◆ Material
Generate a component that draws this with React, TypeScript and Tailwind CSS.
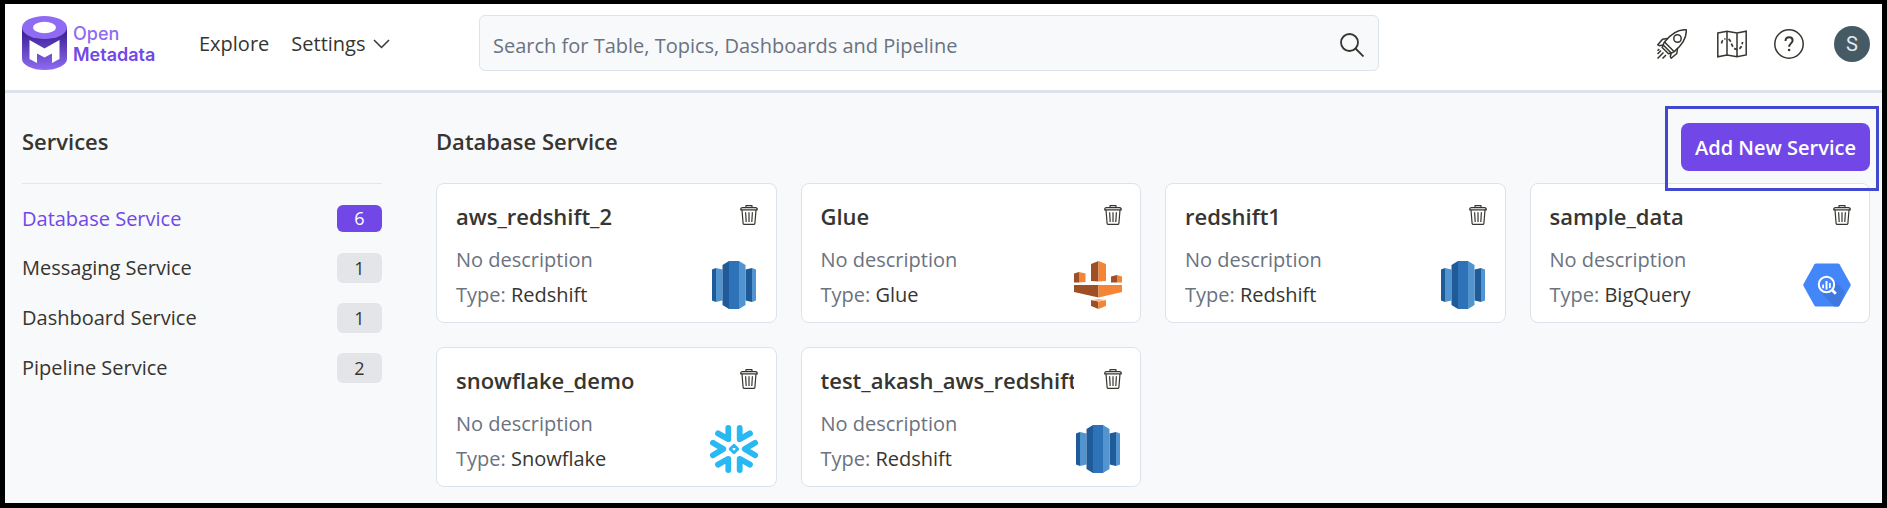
import React from "react";

type ServiceKind = "Redshift" | "Glue" | "BigQuery" | "Snowflake";

interface Service {
  name: string;
  type: ServiceKind;
}

interface Category {
  label: string;
  count: number;
}

const categories: Category[] = [
  { label: "Database Service", count: 6 },
  { label: "Messaging Service", count: 1 },
  { label: "Dashboard Service", count: 1 },
  { label: "Pipeline Service", count: 2 },
];

const services: Service[] = [
  { name: "aws_redshift_2", type: "Redshift" },
  { name: "Glue", type: "Glue" },
  { name: "redshift1", type: "Redshift" },
  { name: "sample_data", type: "BigQuery" },
  { name: "snowflake_demo", type: "Snowflake" },
  { name: "test_akash_aws_redshift", type: "Redshift" },
];

function LogoMark() {
  return (
    <svg viewBox="0 0 45 54" className="h-[54px] w-[45px]" aria-hidden="true">
      <defs>
        <linearGradient id="logo-body" x1="0" y1="0" x2="0" y2="1">
          <stop offset="0.1" stopColor="#3a1f94" />
          <stop offset="1" stopColor="#8f6bf3" />
        </linearGradient>
      </defs>
      <path d="M0 11v32c0 6 10 11 22.500 11S45 49 45 43V11z" fill="url(#logo-body)" />
      <ellipse cx="22.500" cy="11.500" rx="22.500" ry="11.500" fill="#8f6bf3" />
      <ellipse cx="22.500" cy="11.500" rx="11.500" ry="5.800" fill="#fff" />
      <path d="M7.500 24 22.500 32.500 37.500 24V43L30 47V37.500L22.500 41.500 15 37.500V47L7.500 43z" fill="#fff" />
    </svg>
  );
}

function ChevronIcon() {
  return (
    <svg viewBox="0 0 17 10" className="h-[10px] w-[17px]" fill="none" stroke="#37352f" strokeWidth="1.500" aria-hidden="true">
      <path d="M1 1l7.500 7.500L16 1" />
    </svg>
  );
}

function SearchIcon() {
  return (
    <svg viewBox="0 0 24 24" className="size-6" fill="none" stroke="#37352f" strokeWidth="1.800" aria-hidden="true">
      <circle cx="9.500" cy="9.500" r="8.500" />
      <path d="M15.500 15.500l8 8" />
    </svg>
  );
}

function RocketIcon() {
  return (
    <svg viewBox="0 0 30 30" className="size-[30px]" fill="none" stroke="#37352f" strokeWidth="1.500" strokeLinejoin="round" aria-hidden="true">
      <path d="M29.200.800C22 .200 15 3.500 7.500 13c-.800 1-1 1.600-1.300 3l8 8c1.400-.400 2-.600 3-1.400C26.500 15 29.800 8 29.200.800z" />
      <circle cx="20.500" cy="9.500" r="3.700" />
      <path d="M10.500 9.500 5.500 10.200.800 15.800l1.500.900 4-.700" />
      <path d="M20.500 19.500l-.700 5-5.600 4.700-.900-1.500.900-3.700" />
      <path d="M6.200 16l-1 2.500 6.300 6.300 2.700-.800M7.500 13l9.500 9.500" />
      <path d="M4 21.500.500 25M6.500 23.500.500 29.500M9 26l-3.500 3.500M.500 21.800l1.800-1.800" />
    </svg>
  );
}

function MapIcon() {
  return (
    <svg viewBox="0 0 30 28" className="h-7 w-[30px]" fill="none" stroke="#37352f" strokeWidth="1.500" aria-hidden="true">
      <path d="M.800 3 10 1.200 20 3 29.200 1.200V25L20 26.800 10 25 .800 26.800zM10 1.200V25M20 3v23.800" />
      <path d="M4.500 13.500C5 10.500 6 9.500 8.500 8.800M11.500 9c2.500 1.500 2.500 4.500 4 7 .800 1.500 2 3 4.500 3.500 3 0 5-2.500 5.500-7.500" strokeWidth="1.700" strokeDasharray="3.500 2" />
    </svg>
  );
}

function HelpIcon() {
  return (
    <svg viewBox="0 0 30 30" className="size-[30px]" fill="none" stroke="#37352f" aria-hidden="true">
      <circle cx="15" cy="15" r="14.200" strokeWidth="1.500" />
      <path d="M11.500 12c0-2.300 1.500-3.700 3.600-3.700s3.500 1.400 3.500 3.200c0 2.800-3.500 3-3.500 6.300" strokeWidth="2" />
      <circle cx="15.100" cy="21" r="1.300" fill="#37352f" stroke="none" />
    </svg>
  );
}

function TrashIcon() {
  return (
    <svg viewBox="0 0 18 20" className="h-5 w-[18px]" fill="none" stroke="#37352f" strokeWidth="1.200" strokeLinejoin="round" aria-hidden="true">
      <path d="M6 2.500V.700h6v1.800M.700 4.800c0-1.400.600-2.200 1.800-2.200h13c1.200 0 1.800.800 1.800 2.200zM2 5l1.100 13.300c.100.700.500 1.100 1.200 1.100h9.400c.700 0 1.100-.400 1.200-1.100L16 5M5.600 7.200l.600 9.800M9 7.200V17M12.400 7.200l-.600 9.800" />
    </svg>
  );
}

function RedshiftIcon() {
  return (
    <svg viewBox="0 0 48 48" className="size-12" aria-hidden="true">
      <path d="M2 8.500 6 7v34l-4-1.500z" fill="#205b99" />
      <path d="M6 7l6.500 1.500v31L6 41z" fill="#5294cf" />
      <path d="M42 7l-6.500 1.500v31L42 41z" fill="#205b99" />
      <path d="M42 7l4 1.500v31L42 41z" fill="#5294cf" />
      <path d="M12.500 4 19 0v48l-6.500-4z" fill="#205b99" />
      <path d="M19 0h10v48H19z" fill="#2e73b8" />
      <path d="M29 0l6.500 4v40L29 48z" fill="#5294cf" />
    </svg>
  );
}

function GlueIcon() {
  return (
    <svg viewBox="0 0 48 48" className="size-12" aria-hidden="true">
      <path d="M17 3l7.500-3v20.500L17 20zM0 12.500 5 11v10.500H0zM37 15.500l6-1.500v7.500h-6zM0 24h24.500v12.500L0 31zM17 39l7.500 1.500V48L17 45z" fill="#9d5025" />
      <path d="M24.500 0 32 3v17l-7.500.500zM5 11l6.500 1.500V21L5 21.500zM43 14l5 1.500v6h-5zM24.500 24H48v7l-23.500 5.500zM32 39l-7.500 1.500V48l7.500-3z" fill="#f58536" />
      <path d="M17 39l7.500-1 7.500 1-7.500 1.500z" fill="#f8b98b" />
    </svg>
  );
}

function BigQueryIcon() {
  return (
    <svg viewBox="0 0 48 48" className="size-12" aria-hidden="true">
      <path d="M13 2.500h22q1 0 1.500.800L47.500 23q.500 1 0 2L36.500 44.700q-.500.800-1.500.800H13q-1 0-1.500-.800L.500 25q-.500-1 0-2L11.500 3.300q.500-.800 1.500-.800z" fill="#4386fa" />
      <path d="M29.500 17.500 42 30.500l-5.500 14q-.500 1-1.500 1h-4L18 31z" fill="#3f79e0" />
      <circle cx="23.500" cy="23.500" r="7.700" fill="#4386fa" stroke="#fff" strokeWidth="2" />
      <path d="M19.200 23.500h1.800v3.700h-1.800zM22.500 20h2v8.500h-2zM26 22h1.800v5H26z" fill="#fff" />
      <path d="M28.800 28.800l4 4" stroke="#fff" strokeWidth="2.800" />
    </svg>
  );
}

function SnowflakeIcon() {
  return (
    <svg viewBox="0 0 48 48" className="size-12" fill="none" stroke="#29b9f2" strokeWidth="5.800" strokeLinecap="round" strokeLinejoin="round" aria-hidden="true">
      <path d="M18.300 2.900v11.300L8 8.400M29.700 2.900v11.300L40 8.400" />
      <path d="M18.300 45.100V33.800L8 39.600M29.700 45.100V33.800L40 39.600" />
      <path d="M2.900 17.700 13.300 24 2.900 30.300M45.100 17.700 34.700 24l10.400 6.300" />
      <path d="M24 20.200l3.800 3.800-3.800 3.800-3.800-3.800z" strokeWidth="2.800" />
    </svg>
  );
}

const serviceIcons: Record<ServiceKind, () => React.JSX.Element> = {
  Redshift: RedshiftIcon,
  Glue: GlueIcon,
  BigQuery: BigQueryIcon,
  Snowflake: SnowflakeIcon,
};

function Header() {
  return (
    <header className="flex h-[89px] items-start border-b-3 border-[#dce3ec] bg-white pr-3 pl-[17px]">
      <a href="#home" className="mt-3 flex w-[177px] items-center gap-1.5" aria-label="Open Metadata">
        <LogoMark />
        <span className="pt-0.5 font-['Inter'] text-lg leading-[21px] font-semibold text-[#7147e8]">
          <span className="block font-medium text-[#8f6bf3]">Open</span>
          <span className="block">Metadata</span>
        </span>
      </a>
      <nav className="mt-[22px] flex w-[280px] items-center gap-[22px]">
        <a href="#explore">Explore</a>
        <button type="button" className="flex items-center gap-2">
          Settings
          <ChevronIcon />
        </button>
      </nav>
      <form className="mt-[11px] flex h-14 w-[900px] items-center rounded-md border border-[#dce3ec] bg-[#f8f9fb] pr-3.5 pl-[13px]">
        <input
          type="search"
          aria-label="Search"
          placeholder="Search for Table, Topics, Dashboards and Pipeline"
          className="h-full min-w-0 flex-1 pt-1 outline-none placeholder:text-[#6b7280]"
        />
        <button type="button" aria-label="Run search" className="pt-1">
          <SearchIcon />
        </button>
      </form>
      <div className="mt-[22px] ml-auto flex h-9 items-center">
        <button type="button" aria-label="What's new" className="mr-[30px]">
          <RocketIcon />
        </button>
        <button type="button" aria-label="Tour" className="mr-[27px]">
          <MapIcon />
        </button>
        <button type="button" aria-label="Help" className="mr-[30px]">
          <HelpIcon />
        </button>
        <button type="button" aria-label="Profile" className="size-9 rounded-full bg-[#455a64] font-['Roboto'] text-xl text-[#e4e8ea]">
          S
        </button>
      </div>
    </header>
  );
}

function Sidebar() {
  return (
    <aside className="w-[360px] shrink-0">
      <h2 className="mb-5 border-b border-[#e3e6eb] pb-7 text-[22px] leading-7 font-semibold">Services</h2>
      <ul className="flex flex-col gap-5">
        {categories.map((category, index) => (
          <li key={category.label}>
            <a href="#services" className={index === 0 ? "flex h-[29px] items-center justify-between text-[#7147e8]" : "flex h-[30px] items-center justify-between"}>
              {category.label}
              <span
                className={
                  index === 0
                    ? "w-[45px] rounded-md bg-[#7147e8] text-center text-lg leading-[27px] text-white"
                    : "w-[45px] rounded-md bg-[#e3e5e8] text-center text-lg leading-[30px]"
                }
              >
                {category.count}
              </span>
            </a>
          </li>
        ))}
      </ul>
    </aside>
  );
}

function ServiceCard({ name, type }: Service) {
  const Icon = serviceIcons[type];
  return (
    <li className="flex h-[140px] justify-between rounded-lg border border-[#dce3ec] bg-white pt-[17px] pr-[18px] pb-[13px] pl-[19px]">
      <div className="min-w-0 flex-1">
        <h3 className="mb-[11px] overflow-hidden text-[22px] leading-[30px] font-semibold whitespace-nowrap">{name}</h3>
        <p className="leading-[35px] text-[#6b7280]">No description</p>
        <p className="leading-[35px] text-[#6b7280]">
          Type: <span className="text-[#37352f]">{type}</span>
        </p>
      </div>
      <div className="flex flex-col items-end justify-between">
        <button type="button" aria-label={`Delete ${name}`} className="mt-1">
          <TrashIcon />
        </button>
        <Icon />
      </div>
    </li>
  );
}

export default function App() {
  return (
    <div className="min-h-screen border-x-5 border-t-4 border-b-5 border-black bg-[#f8f9fb] font-['Open_Sans','Noto_Sans',sans-serif] text-xl leading-9 text-[#37352f]">
      <Header />
      <main className="flex gap-[54px] pt-[34px] pr-3 pb-4 pl-[17px]">
        <Sidebar />
        <section className="relative min-w-0 flex-1">
          <h2 className="mb-7 text-[22px] leading-7 font-semibold">Database Service</h2>
          <ul className="grid grid-cols-4 gap-6">
            {services.map((service) => (
              <ServiceCard key={service.name} {...service} />
            ))}
          </ul>
          <div className="absolute -top-[21px] -right-[9px] border-3 border-[#4049cf] pt-[14px] pr-[6px] pb-[17px] pl-[13px]">
            <button type="button" className="block h-12 w-[189px] rounded-lg bg-[#7147e8] pt-0.5 font-semibold whitespace-nowrap text-white">
              Add New Service
            </button>
          </div>
        </section>
      </main>
    </div>
  );
}
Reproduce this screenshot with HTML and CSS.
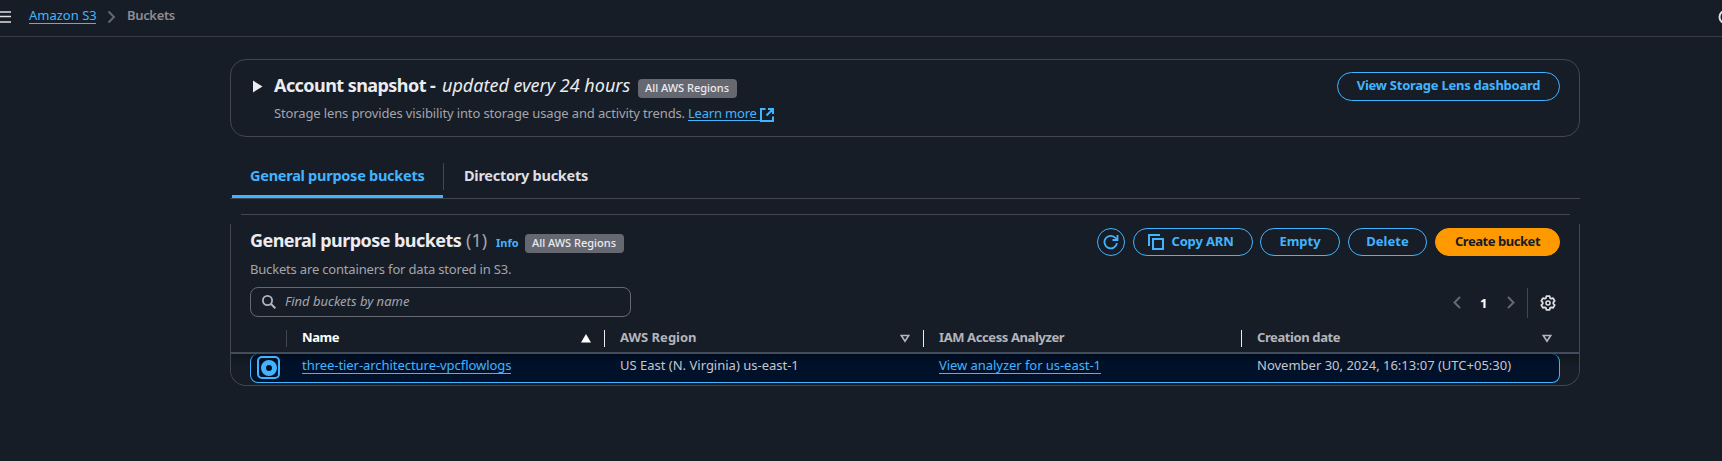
FILE: index.html
```html
<!DOCTYPE html>
<html lang="en">
<head>
<meta charset="utf-8">
<title>Buckets</title>
<link rel="stylesheet" href="styles.css">
</head>
<body>
<header class="topbar">
  <svg class="menu-icon" width="11" height="14" viewBox="0 0 11 14"><path d="M0 2h11M0 6.500h11M0 12h11" stroke="#dedee3" stroke-width="1.600"/></svg>
  <a class="link crumb">Amazon S3</a>
  <svg class="crumb-sep" width="9" height="14" viewBox="0 0 9 14"><path d="M1.500 1.500L7 7l-5.500 5.500" fill="none" stroke="#656871" stroke-width="2"/></svg>
  <span class="crumb-current">Buckets</span>
  <svg class="info-icon" width="4" height="16" viewBox="0 0 4 16"><circle cx="8" cy="8" r="6.500" fill="none" stroke="#dedee3" stroke-width="2"/></svg>
</header>
<main class="content">
  <section class="snapshot">
    <svg class="expand" width="10" height="13" viewBox="0 0 10 13"><path d="M0 .5v12L9.500 6.500z" fill="#ebebf0"/></svg>
    <div class="snapshot-body">
      <div class="title-row">
        <h2 class="title snapshot-title">Account snapshot - </h2><em class="updated">updated every 24 hours</em>
        <span class="badge">All AWS Regions</span>
      </div>
      <p class="desc"><span class="desc-text">Storage lens provides visibility into storage usage and activity trends.</span>
        <a class="link learn">Learn more</a><svg class="external" width="14" height="14" viewBox="0 0 14 14"><path d="M5.500 1H1v12h12V8.500M8 1h5v5M13 1L6.500 7.500" fill="none" stroke="#42b4ff" stroke-width="2"/></svg></p>
    </div>
    <button class="btn lens"><span>View Storage Lens dashboard</span></button>
  </section>
  <nav class="tabs">
    <div class="tab active"><span>General purpose buckets</span></div>
    <div class="tab-divider"></div>
    <div class="tab second"><span>Directory buckets</span></div>
  </nav>
  <div class="panel-top"></div>
  <section class="panel">
    <div class="panel-head">
      <div class="title-row">
        <h2 class="title panel-title">General purpose buckets</h2><span class="count">(1)</span><a class="info">Info</a>
        <span class="badge">All AWS Regions</span>
      </div>
      <div class="actions">
        <button class="btn refresh"><svg width="16" height="16" viewBox="0 0 16 16"><path d="M14 9.200A6.300 6.300 0 1 1 12.600 4L14 5.500M14.500 1v5H9.500" fill="none" stroke="#42b4ff" stroke-width="1.800"/></svg></button>
        <button class="btn copy"><svg width="16" height="16" viewBox="0 0 16 16"><path d="M1 12V1h11M5 5h10v10H5z" fill="none" stroke="#42b4ff" stroke-width="2"/></svg><span>Copy ARN</span></button>
        <button class="btn empty"><span>Empty</span></button>
        <button class="btn delete"><span>Delete</span></button>
        <button class="btn create"><span>Create bucket</span></button>
      </div>
    </div>
    <p class="panel-desc"><span>Buckets are containers for data stored in S3.</span></p>
    <div class="tools">
      <div class="search"><svg width="14" height="14" viewBox="0 0 14 14"><circle cx="5.500" cy="5.500" r="4.600" fill="none" stroke="#b4b4bb" stroke-width="1.800"/><path d="M9 9l4.300 4.300" stroke="#b4b4bb" stroke-width="2"/></svg><span>Find buckets by name</span></div>
      <div class="pager">
        <svg width="8" height="13" viewBox="0 0 8 13"><path d="M7 1L1.500 6.500 7 12" fill="none" stroke="#656871" stroke-width="2"/></svg>
        <b>1</b>
        <svg width="8" height="13" viewBox="0 0 8 13"><path d="M1 1l5.500 5.500L1 12" fill="none" stroke="#656871" stroke-width="2"/></svg>
        <i class="pager-divider"></i>
        <svg width="16" height="16" viewBox="0 0 16 16"><path d="M6.400 1.200h3.200l.5 1.900 1.100.6 1.900-.5 1.600 2.700-1.400 1.400v1.400l1.400 1.400-1.600 2.700-1.900-.5-1.100.6-.5 1.900H6.400l-.5-1.900-1.100-.6-1.900.5-1.600-2.700 1.400-1.400V7.300L1.300 5.900l1.600-2.700 1.900.5 1.100-.6z" fill="none" stroke="#dedee3" stroke-width="1.800" stroke-linejoin="round"/><circle cx="8" cy="8" r="2" fill="none" stroke="#dedee3" stroke-width="1.600"/></svg>
      </div>
    </div>
    <div class="grid thead">
      <div class="cell pick"></div>
      <div class="cell name"><span>Name</span><svg width="10" height="9" viewBox="0 0 10 9"><path d="M5 0l5 8.500H0z" fill="#fff"/></svg></div>
      <div class="cell region"><span>AWS Region</span><svg width="10" height="9" viewBox="0 0 10 9"><path d="M1.300 1.500h7.400L5 7.300z" fill="none" stroke="#b4b4bb" stroke-width="1.600"/></svg></div>
      <div class="cell iam"><span>IAM Access Analyzer</span></div>
      <div class="cell date"><span>Creation date</span><svg width="10" height="9" viewBox="0 0 10 9"><path d="M1.300 1.500h7.400L5 7.300z" fill="none" stroke="#b4b4bb" stroke-width="1.600"/></svg></div>
    </div>
    <div class="tbody">
      <div class="grid row">
        <div class="radio"><i></i></div>
        <div><a class="link bucket">three-tier-architecture-vpcflowlogs</a></div>
        <div><span class="region-text">US East (N. Virginia) us-east-1</span></div>
        <div><a class="link analyzer">View analyzer for us-east-1</a></div>
        <div><span class="date-text">November 30, 2024, 16:13:07 (UTC+05:30)</span></div>
      </div>
    </div>
  </section>
</main>
</body>
</html>
```
FILE: styles.css
```css
* { box-sizing: border-box; }
body {
  margin: 0;
  height: 461px;
  overflow: hidden;
  background: #161d26;
  color: #c6c6cd;
  font: 13px/20px "Noto Sans", "Open Sans", sans-serif;
  white-space: nowrap;
}
h2, p { margin: 0; }
svg { display: block; flex: none; }
.link { color: #42b4ff; border-bottom: 1px solid #42b4ff; line-height: 16px; display: inline-block; }

.topbar { display: flex; height: 37px; padding-top: 8px; border-bottom: 1px solid #353a44; }
.menu-icon { margin: 2px 18px 0 0; }
.crumb { height: 16px; width: 67px; line-height: 14px; }
.crumb-sep { margin: 2px 11px 0; }
.crumb-current { color: #8c8c94; font-weight: 600; line-height: 14px; letter-spacing: -.35px; }
.info-icon { margin: 1px 0 0 auto; }

.content { width: 1350px; margin: 22px 0 0 230px; }
.snapshot { display: flex; height: 78px; padding: 12px 19px 0 22px; border: 1px solid #424650; border-radius: 16px; }
.expand { margin: 8px 11px 0 0; }
.snapshot-body { flex: 1; }
.title-row { display: flex; height: 28px; }
.title { color: #ebebf0; font-size: 18px; font-weight: 700; line-height: 26px; letter-spacing: -.56px; white-space: pre; }
.snapshot-title { width: 168px; }
.updated { width: 189px; color: #ebebf0; font-size: 18px; line-height: 26px; }
.badge { width: 99px; height: 19px; margin: 7px 0 0 7px; padding-left: 7px; border-radius: 4px; background: #656871; color: #ebebf0; font-size: 11px; font-weight: 500; line-height: 18px; }
.desc { display: flex; height: 20px; color: #a4a4ad; }
.desc-text { width: 414px; line-height: 27px; letter-spacing: -.13px; }
.learn { width: 72px; height: 21px; line-height: 27px; letter-spacing: -.2px; }
.external { margin: 8px 0 0; }

.btn { display: flex; align-items: center; justify-content: center; height: 29px; padding: 0; border: 1px solid #42b4ff; border-radius: 15px; background: transparent; color: #42b4ff; font: 700 13px/20px "Noto Sans", sans-serif; }
.btn span { padding-bottom: 3px; }
.lens { width: 223px; letter-spacing: -.25px; }

.tabs { display: flex; height: 62px; padding-top: 26px; border-bottom: 1px solid #424650; font-size: 14.500px; font-weight: 700; letter-spacing: -.26px; }
.tab { line-height: 24px; color: #dedee3; }
.tab.active { width: 211px; height: 35px; margin-left: 2px; padding-left: 18px; border-bottom: 3px solid #42b4ff; color: #42b4ff; }
.tab-divider { width: 1px; height: 27px; background: #424650; }
.tab.second { padding-left: 20px; }

.panel-top { height: 1px; margin: 15px 10px 9px 11px; background: #424650; }
.panel { height: 162px; border: 1px solid #424650; border-top: 0; border-radius: 0 0 16px 16px; overflow: hidden; }
.panel-head { display: flex; justify-content: space-between; height: 33px; padding: 4px 19px 0; }
.panel-head .title-row { height: 29px; }
.panel-title { width: 216px; }
.panel-head .title { line-height: 25px; }
.count { width: 30px; color: #a4a4ad; font-size: 18px; line-height: 25px; }
.info { width: 22px; color: #42b4ff; font-size: 11px; font-weight: 700; line-height: 30px; }
.panel-head .badge { margin: 6px 0 0 7px; }
.actions { display: flex; height: 28px; }
.actions .btn { height: 28px; }
.refresh { width: 28px; margin-right: 8px; }
.copy { width: 120px; gap: 7px; margin-right: 7px; padding-right: 4px; letter-spacing: -.15px; }
.empty { width: 80px; margin-right: 8px; }
.delete { width: 79px; margin-right: 8px; }
.create { width: 125px; border-color: #ff9900; background: #ff9900; color: #161d26; letter-spacing: -.45px; }
.panel-desc { height: 30px; padding-left: 19px; color: #a4a4ad; line-height: 24px; letter-spacing: -.18px; }
.tools { display: flex; justify-content: space-between; height: 30px; padding: 0 23px 0 19px; }
.search { display: flex; width: 381px; height: 30px; padding: 0 0 0 11px; border: 1px solid #656871; border-radius: 8px; color: #a4a4ad; font-style: italic; line-height: 27px; }
.search svg { margin: 7px 9px 0 0; }
.pager { display: flex; align-items: center; height: 31px; color: #fff; }
.pager b { width: 8px; margin: 0 19px 0 19px; line-height: 28px; }
.pager-divider { width: 1px; height: 30px; margin: 0 12px 0 12px; background: #424650; }

.grid { display: grid; grid-template-columns: 37px 318px 319px 318px 318px; }
.thead { height: 37px; padding: 13px 0 0 19px; border-bottom: 2px solid #414d5c; color: #b4b4bb; font-weight: 700; }
.cell { display: flex; justify-content: space-between; height: 17px; padding: 0 13px 0 15px; border-right: 1px solid #ebebf0; line-height: 15px; }
.cell svg { margin-top: 4px; }
.cell.pick { border-color: #424650; }
.cell.date { padding-right: 8px; border: 0; }
.cell.name { color: #fff; }
.cell.name, .cell.iam, .cell.date { letter-spacing: -.4px; }
.tbody { height: 33px; padding: 0 19px; background: linear-gradient(#10161e, #161d26 14px); }
.row { height: 29px; border: 1px solid #42b4ff; border-top: 0; border-radius: 8px; background: linear-gradient(#000c1e, #001129 10px); color: #c6c6cd; }
.row > div:not(.radio) { padding-left: 14px; }
.row .link { height: 20px; line-height: 23px; letter-spacing: -.05px; }
.row span { line-height: 23px; }
.radio { display: flex; align-items: center; justify-content: center; width: 23px; height: 23px; margin: 2px 0 0 6px; border: 2px solid #42b4ff; border-radius: 5px; }
.radio i { width: 16px; height: 16px; border: 5px solid #42b4ff; border-radius: 50%; }
```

◆ Goal
Pull every line containing the word "React" out of the material.

◆ Task solution
Generate a component that draws this with React, TypeScript and Tailwind CSS.
import React from "react";
const serviceIcons: Record<ServiceKind, () => React.JSX.Element> = {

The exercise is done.